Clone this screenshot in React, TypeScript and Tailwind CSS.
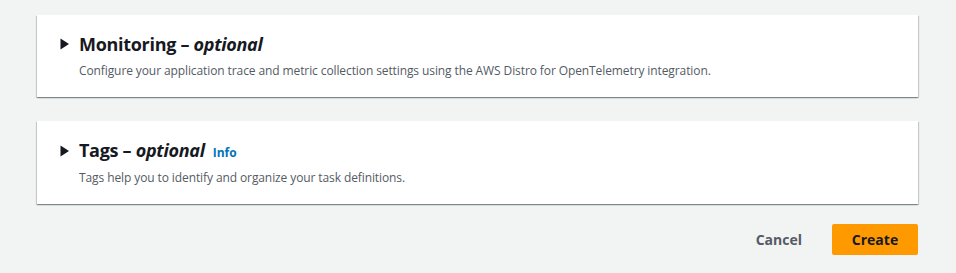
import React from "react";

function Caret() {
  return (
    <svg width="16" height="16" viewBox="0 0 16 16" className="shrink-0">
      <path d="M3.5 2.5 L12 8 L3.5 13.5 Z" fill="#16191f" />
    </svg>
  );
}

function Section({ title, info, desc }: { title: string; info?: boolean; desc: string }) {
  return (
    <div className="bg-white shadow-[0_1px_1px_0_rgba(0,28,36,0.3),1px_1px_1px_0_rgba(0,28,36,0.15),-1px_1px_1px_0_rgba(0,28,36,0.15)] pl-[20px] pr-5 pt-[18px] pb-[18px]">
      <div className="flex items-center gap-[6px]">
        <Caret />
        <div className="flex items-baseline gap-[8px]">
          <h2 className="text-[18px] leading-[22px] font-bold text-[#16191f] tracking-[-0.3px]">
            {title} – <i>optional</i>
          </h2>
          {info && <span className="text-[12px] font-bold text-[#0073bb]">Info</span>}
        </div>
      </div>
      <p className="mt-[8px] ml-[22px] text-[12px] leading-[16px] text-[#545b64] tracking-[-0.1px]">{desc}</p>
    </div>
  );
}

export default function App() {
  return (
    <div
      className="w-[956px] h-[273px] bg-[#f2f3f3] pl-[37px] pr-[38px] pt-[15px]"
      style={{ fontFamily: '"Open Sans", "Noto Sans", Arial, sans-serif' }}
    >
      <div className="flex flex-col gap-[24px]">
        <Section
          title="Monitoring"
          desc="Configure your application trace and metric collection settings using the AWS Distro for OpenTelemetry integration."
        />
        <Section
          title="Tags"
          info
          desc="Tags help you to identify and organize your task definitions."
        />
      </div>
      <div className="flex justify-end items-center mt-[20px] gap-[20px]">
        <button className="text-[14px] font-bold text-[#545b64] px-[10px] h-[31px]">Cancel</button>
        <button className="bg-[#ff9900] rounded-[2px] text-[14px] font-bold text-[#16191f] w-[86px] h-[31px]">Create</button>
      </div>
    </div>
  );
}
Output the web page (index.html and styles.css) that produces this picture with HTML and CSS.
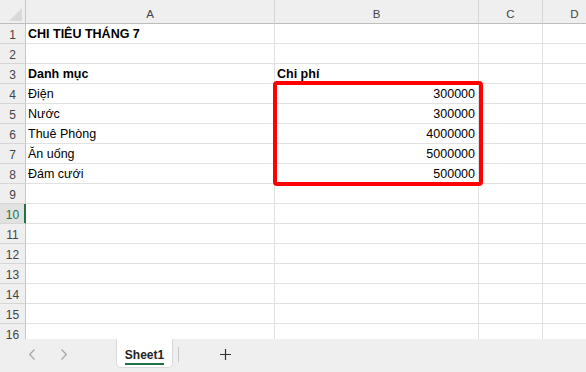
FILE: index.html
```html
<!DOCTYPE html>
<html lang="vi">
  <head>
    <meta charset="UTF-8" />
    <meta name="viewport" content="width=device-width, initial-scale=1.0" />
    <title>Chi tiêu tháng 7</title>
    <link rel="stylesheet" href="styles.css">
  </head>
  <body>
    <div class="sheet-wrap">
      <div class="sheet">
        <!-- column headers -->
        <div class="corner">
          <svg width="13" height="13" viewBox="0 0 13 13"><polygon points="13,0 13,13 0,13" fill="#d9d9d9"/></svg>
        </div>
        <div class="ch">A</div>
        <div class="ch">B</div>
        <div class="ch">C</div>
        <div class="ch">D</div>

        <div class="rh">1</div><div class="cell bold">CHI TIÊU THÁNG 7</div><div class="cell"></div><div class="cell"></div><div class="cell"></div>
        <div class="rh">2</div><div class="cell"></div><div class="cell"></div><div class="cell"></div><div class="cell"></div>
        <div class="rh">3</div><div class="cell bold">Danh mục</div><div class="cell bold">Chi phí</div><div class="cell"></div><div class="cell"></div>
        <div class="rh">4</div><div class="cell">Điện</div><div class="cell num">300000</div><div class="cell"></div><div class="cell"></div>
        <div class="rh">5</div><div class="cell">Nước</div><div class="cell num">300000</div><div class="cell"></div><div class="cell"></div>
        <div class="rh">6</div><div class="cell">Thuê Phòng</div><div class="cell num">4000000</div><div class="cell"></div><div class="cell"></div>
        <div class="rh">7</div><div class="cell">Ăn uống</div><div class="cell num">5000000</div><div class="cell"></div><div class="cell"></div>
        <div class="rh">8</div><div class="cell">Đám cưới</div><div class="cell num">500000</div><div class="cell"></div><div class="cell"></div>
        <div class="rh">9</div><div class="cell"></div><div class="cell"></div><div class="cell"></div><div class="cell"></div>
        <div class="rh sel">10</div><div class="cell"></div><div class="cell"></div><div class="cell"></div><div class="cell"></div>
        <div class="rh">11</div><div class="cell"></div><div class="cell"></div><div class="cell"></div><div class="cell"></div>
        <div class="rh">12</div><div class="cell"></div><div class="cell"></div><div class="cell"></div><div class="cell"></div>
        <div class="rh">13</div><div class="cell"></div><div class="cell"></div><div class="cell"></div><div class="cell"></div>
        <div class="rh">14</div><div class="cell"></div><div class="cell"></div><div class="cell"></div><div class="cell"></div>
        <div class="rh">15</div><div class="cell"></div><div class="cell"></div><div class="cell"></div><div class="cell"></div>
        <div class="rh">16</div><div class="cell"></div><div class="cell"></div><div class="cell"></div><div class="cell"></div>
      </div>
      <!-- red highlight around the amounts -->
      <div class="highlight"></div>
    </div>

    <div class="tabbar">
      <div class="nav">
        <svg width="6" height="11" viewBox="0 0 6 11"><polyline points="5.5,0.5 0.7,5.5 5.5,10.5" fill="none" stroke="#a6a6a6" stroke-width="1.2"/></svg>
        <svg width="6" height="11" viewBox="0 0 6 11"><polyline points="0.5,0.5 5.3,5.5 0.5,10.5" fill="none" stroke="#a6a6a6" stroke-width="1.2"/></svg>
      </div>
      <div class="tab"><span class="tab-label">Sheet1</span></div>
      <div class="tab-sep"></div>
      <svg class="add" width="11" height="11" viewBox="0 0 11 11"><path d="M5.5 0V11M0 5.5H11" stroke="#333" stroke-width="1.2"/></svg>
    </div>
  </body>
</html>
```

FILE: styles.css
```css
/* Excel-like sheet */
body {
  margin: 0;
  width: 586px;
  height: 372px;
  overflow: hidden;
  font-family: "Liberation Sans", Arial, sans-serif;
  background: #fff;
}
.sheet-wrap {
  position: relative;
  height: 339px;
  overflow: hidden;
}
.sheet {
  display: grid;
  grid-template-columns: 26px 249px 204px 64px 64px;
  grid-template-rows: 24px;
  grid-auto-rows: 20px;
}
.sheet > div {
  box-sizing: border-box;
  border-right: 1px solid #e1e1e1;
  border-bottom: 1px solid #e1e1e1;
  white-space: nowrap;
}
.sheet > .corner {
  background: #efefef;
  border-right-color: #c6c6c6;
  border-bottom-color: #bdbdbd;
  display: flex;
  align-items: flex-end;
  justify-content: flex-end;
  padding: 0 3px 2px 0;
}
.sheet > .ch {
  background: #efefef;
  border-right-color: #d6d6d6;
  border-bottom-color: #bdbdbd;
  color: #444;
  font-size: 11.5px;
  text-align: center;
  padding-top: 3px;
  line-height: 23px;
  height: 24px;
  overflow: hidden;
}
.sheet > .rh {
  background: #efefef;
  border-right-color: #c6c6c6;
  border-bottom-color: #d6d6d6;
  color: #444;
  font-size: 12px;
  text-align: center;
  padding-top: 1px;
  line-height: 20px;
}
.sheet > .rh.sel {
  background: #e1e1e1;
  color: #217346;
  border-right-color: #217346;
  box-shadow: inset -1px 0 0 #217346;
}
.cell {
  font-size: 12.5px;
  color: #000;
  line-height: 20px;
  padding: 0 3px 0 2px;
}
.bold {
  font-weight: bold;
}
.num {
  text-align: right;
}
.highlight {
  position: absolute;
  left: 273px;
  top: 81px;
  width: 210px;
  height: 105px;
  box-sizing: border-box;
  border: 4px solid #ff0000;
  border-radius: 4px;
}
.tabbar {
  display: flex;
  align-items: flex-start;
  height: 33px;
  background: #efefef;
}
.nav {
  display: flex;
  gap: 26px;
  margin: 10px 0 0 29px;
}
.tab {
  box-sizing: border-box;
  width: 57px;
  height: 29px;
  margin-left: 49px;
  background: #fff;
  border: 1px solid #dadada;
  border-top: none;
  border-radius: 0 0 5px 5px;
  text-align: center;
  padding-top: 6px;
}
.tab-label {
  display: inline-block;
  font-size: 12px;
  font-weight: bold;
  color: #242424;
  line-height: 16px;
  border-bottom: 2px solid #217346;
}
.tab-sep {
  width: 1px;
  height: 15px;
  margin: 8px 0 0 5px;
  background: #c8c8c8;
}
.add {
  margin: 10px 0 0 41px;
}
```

---*---

**What is required**
Above are the entries; count how many of their lines contain the word "this" and give only that number.

**Task answer**
2